I fall prey to the belief that “being good” is better than “being with Him.” If I spent as much energy pursuing Him and sitting still in His Presence, I know I wouldn’t have time to worry about my report card and what others thought of me.
I keep coming back to the Screwtape Letters by C. S. Lewis. It has shaped my theology since I read it. (It’s a MUST READ if you haven’t.) The Enemy’s agents work to distract us from Truth – however, whenever, with whatever. That’s why he’s called the Father of Lies. All he needs to do is keep us from loving God and loving people, and it’s counted as success. THERE IS SO MUCH MATERIAL AT THEIR DISPOSAL FOR DOING THIS. Insert time spent on cell phone, time spent watching tv, time spent on anything that doesn’t elevate God and others. It doesn’t have to be inherently bad – it’s just not eternal.
Whether you eat or drink or whatever you do, do it all for the glory of God (1 Corinthians 10:31). Sounds super “spiritual.” Does it apply to us? What does that look like in my life? Is there grace to cover me here and now?
I’m an extrovert with low inhibition, so my flaws are way obvious, way fast. And some folks hold that against me just as quickly. Honestly, I often still hold these against myself and can relate to those that do. Because isn’t that the perfect distraction from what I could be saying “yes” to from God – what others perceive about me? Enemy – 1, Lauren – 0.
What about my identity in Him? What about what He’s said about me and my innate worth as His Image-bearer? What deposit does THAT make into my “self worth” account? Why does the debit of others’ opinions still have the ability cause overdraft charges?
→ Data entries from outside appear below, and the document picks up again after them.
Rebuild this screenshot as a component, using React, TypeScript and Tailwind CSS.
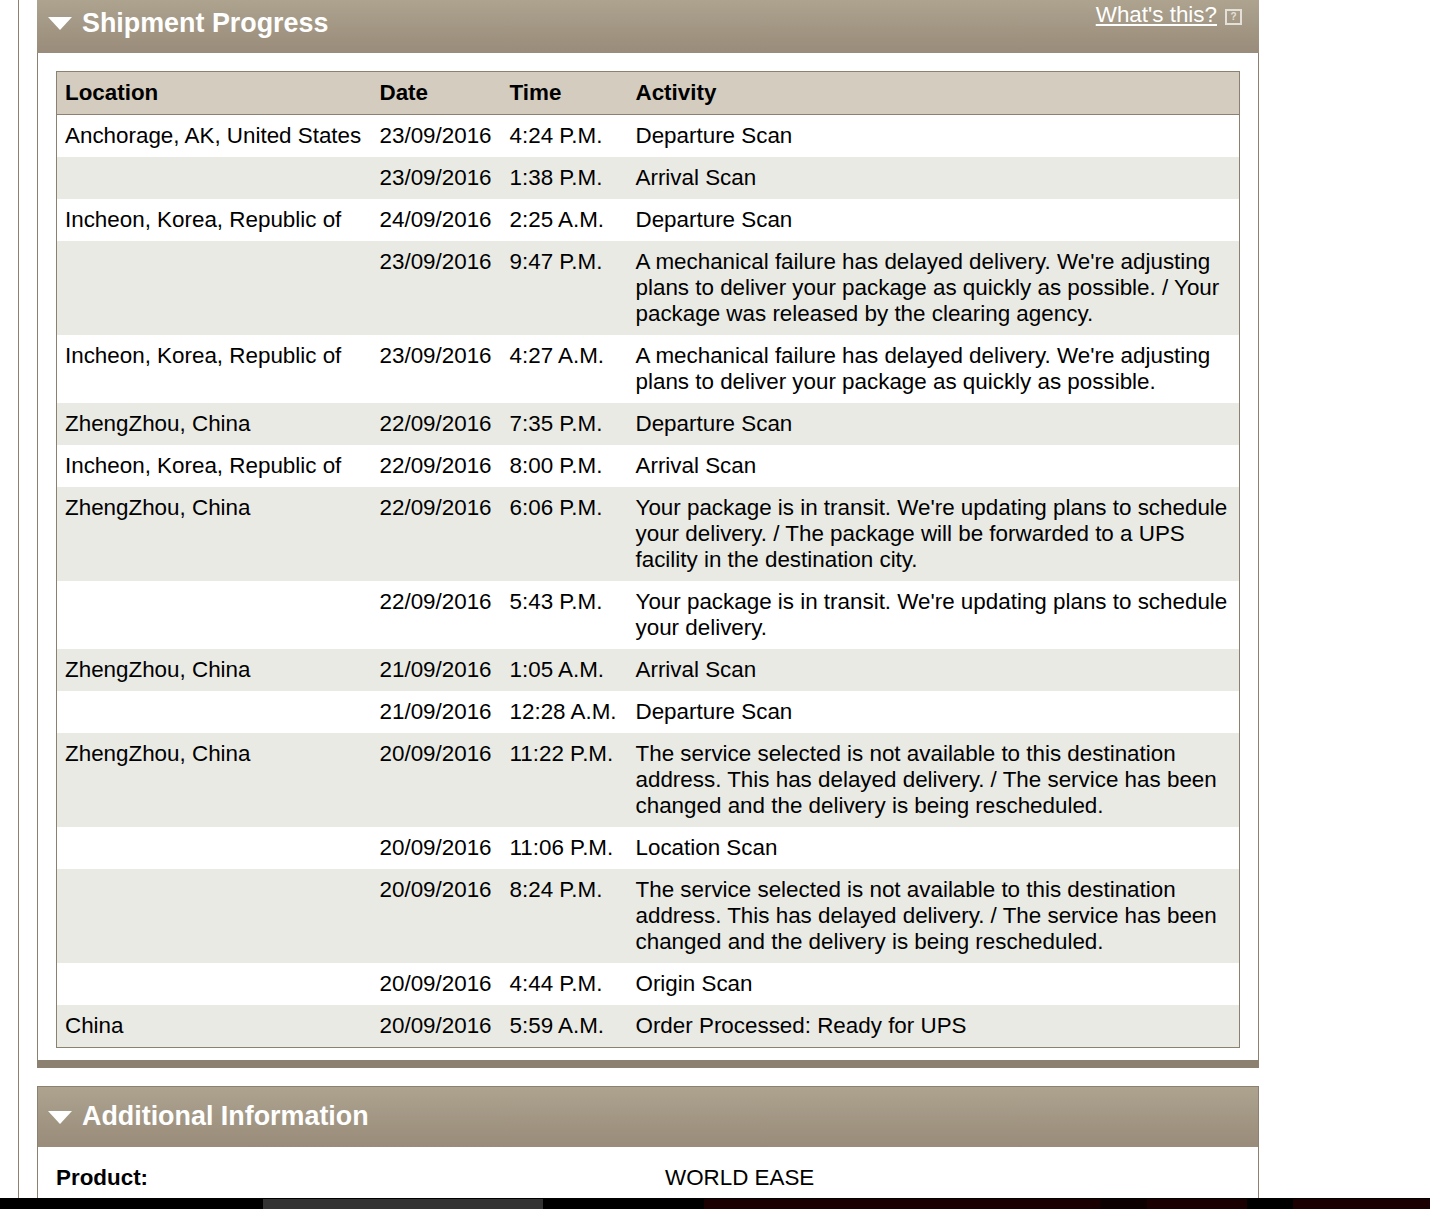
const rows = [
  { location: "Anchorage, AK, United States", date: "23/09/2016", time: "4:24 P.M.", activity: "Departure Scan" },
  { location: "", date: "23/09/2016", time: "1:38 P.M.", activity: "Arrival Scan" },
  { location: "Incheon, Korea, Republic of", date: "24/09/2016", time: "2:25 A.M.", activity: "Departure Scan" },
  { location: "", date: "23/09/2016", time: "9:47 P.M.", activity: "A mechanical failure has delayed delivery. We're adjusting plans to deliver your package as quickly as possible. / Your package was released by the clearing agency." },
  { location: "Incheon, Korea, Republic of", date: "23/09/2016", time: "4:27 A.M.", activity: "A mechanical failure has delayed delivery. We're adjusting plans to deliver your package as quickly as possible." },
  { location: "ZhengZhou, China", date: "22/09/2016", time: "7:35 P.M.", activity: "Departure Scan" },
  { location: "Incheon, Korea, Republic of", date: "22/09/2016", time: "8:00 P.M.", activity: "Arrival Scan" },
  { location: "ZhengZhou, China", date: "22/09/2016", time: "6:06 P.M.", activity: "Your package is in transit. We're updating plans to schedule your delivery. / The package will be forwarded to a UPS facility in the destination city." },
  { location: "", date: "22/09/2016", time: "5:43 P.M.", activity: "Your package is in transit. We're updating plans to schedule your delivery." },
  { location: "ZhengZhou, China", date: "21/09/2016", time: "1:05 A.M.", activity: "Arrival Scan" },
  { location: "", date: "21/09/2016", time: "12:28 A.M.", activity: "Departure Scan" },
  { location: "ZhengZhou, China", date: "20/09/2016", time: "11:22 P.M.", activity: "The service selected is not available to this destination address. This has delayed delivery. / The service has been changed and the delivery is being rescheduled." },
  { location: "", date: "20/09/2016", time: "11:06 P.M.", activity: "Location Scan" },
  { location: "", date: "20/09/2016", time: "8:24 P.M.", activity: "The service selected is not available to this destination address. This has delayed delivery. / The service has been changed and the delivery is being rescheduled." },
  { location: "", date: "20/09/2016", time: "4:44 P.M.", activity: "Origin Scan" },
  { location: "China", date: "20/09/2016", time: "5:59 A.M.", activity: "Order Processed: Ready for UPS" },
];

function Triangle() {
  return (
    <svg width="24" height="14" viewBox="0 0 24 14" className="mt-[1px] shrink-0">
      <polygon points="0,0 24,0 12,13" fill="#ffffff" />
    </svg>
  );
}

export default function App() {
  return (
    <div className="flex h-[1209px] flex-col overflow-hidden bg-white font-['Liberation_Sans',Arial,sans-serif] text-[22.4px] leading-[26px] text-black">
      <div className="ml-[18px] h-[1198px] overflow-hidden border-l border-[#8c8070] pl-[18px]">
        <div className="w-[1222px]">
          {/* Shipment progress */}
          <div className="flex h-[53px] items-start justify-between bg-gradient-to-b from-[#ada38f] to-[#998c7a] pl-[11px] pr-[17px]">
            <div className="flex items-center gap-[10px] pt-[6px]">
              <Triangle />
              <h2 className="text-[26.88px] font-bold leading-[34px] text-white">Shipment Progress</h2>
            </div>
            <div className="flex items-start gap-[8px] pt-[2px]">
              <a href="#" className="text-white underline">What's this?</a>
              <span className="mt-[7px] flex h-[16px] w-[17px] items-center justify-center border-2 border-[#e4e0d9] text-[10px] font-bold leading-none text-[#e4e0d9]">?</span>
            </div>
          </div>
          <div className="border-x border-[#8c8070] bg-white px-[18px] pb-[12px] pt-[18px]">
            <table className="w-full table-fixed border-collapse border border-[#8c8070]">
              <colgroup>
                <col className="w-[315px]" />
                <col className="w-[130px]" />
                <col className="w-[126px]" />
                <col />
              </colgroup>
              <thead>
                <tr className="border-b border-[#8c8070] bg-[#d4ccbf] text-left">
                  <th className="p-[8px] font-bold">Location</th>
                  <th className="p-[8px] font-bold">Date</th>
                  <th className="p-[8px] font-bold">Time</th>
                  <th className="p-[8px] font-bold">Activity</th>
                </tr>
              </thead>
              <tbody>
                {rows.map((row, i) => (
                  <tr key={i} className={i % 2 === 1 ? "bg-[#e9eae4]" : "bg-white"}>
                    <td className="p-[8px] align-top">{row.location}</td>
                    <td className="p-[8px] align-top">{row.date}</td>
                    <td className="p-[8px] align-top">{row.time}</td>
                    <td className="p-[8px] align-top">{row.activity}</td>
                  </tr>
                ))}
              </tbody>
            </table>
          </div>
          <div className="h-[8px] bg-[#8c8070]" />

          {/* Additional information */}
          <div className="mt-[18px] flex h-[61px] items-start gap-[10px] border-x border-t border-[#8c8070] bg-gradient-to-b from-[#ada38f] to-[#998c7a] pl-[10px] pt-[11px]">
            <div className="pt-[12px]">
              <Triangle />
            </div>
            <h2 className="mt-[1px] text-[26.88px] font-bold leading-[34px] text-white">Additional Information</h2>
          </div>
          <div className="flex h-[60px] border-x border-[#8c8070] bg-white pl-[18px] pt-[18px]">
            <span className="w-[609px] font-bold">Product:</span>
            <span>WORLD EASE</span>
          </div>
        </div>
      </div>

      {/* Footer strip */}
      <div className="flex h-[11px] border-t border-black bg-black">
        <div className="w-[263px]" />
        <div className="w-[280px] bg-[#333333]" />
        <div className="w-[161px]" />
        <div className="w-[396px] bg-[#1a0000]" />
        <div className="w-[47px] bg-[#0d0000]" />
        <div className="w-[100px] bg-[#1a0000]" />
        <div className="w-[46px]" />
        <div className="flex-1 bg-[#1a0000]" />
      </div>
    </div>
  );
}
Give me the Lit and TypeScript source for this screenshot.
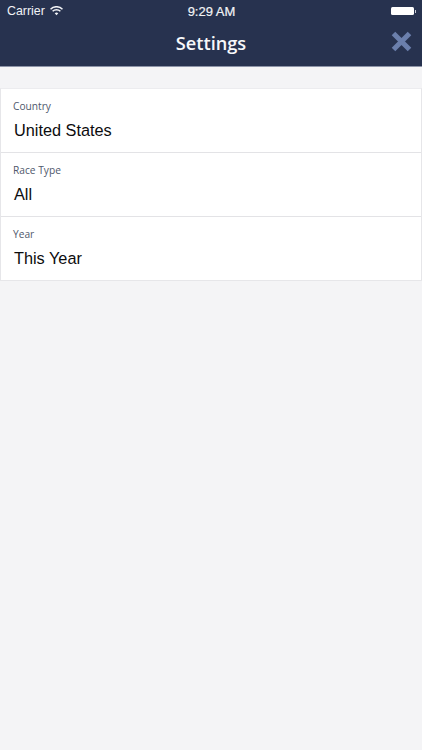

Fortunately and unfortunately, I’m actively learning how fickle others’ perception of my worth can be. And when it doesn’t line up with what I know I have to offer, I find myself still standing, mostly unscathed. I see small glimpses of grace that where I am in the journey is more than okay. I feel hope that whatever is left in people’s minds when my name is mentioned will fall drastically short in comparison to every “yes” I gave to Jesus. Every prompting I responded to, every word of encouragement I spoke from His Spirit in me, every time I chose faith over fear and love over comfort or entitlement, THAT will matter.
The worst case scenario may come true. My flaws may totally tank my “witness” and perhaps have (do) on multiple occasions. But if I muster even one “yes” today, He can use it for His glory. And if I do, I get to see Him work and know Him more intimately in the process.
Knowing God and making Him known IS life lived perfectly.
Father, free us from the navelgazing nature of “influence” and entitlement to entertainment. May we stay simple-minded, less distracted, focused on loving You, loving others, and saying “yes” to Your promptings when You give us specific ways how to do either. Help us want to know You more than we want to be known, understood, and validated. Help us want to know you more than wanting to be better.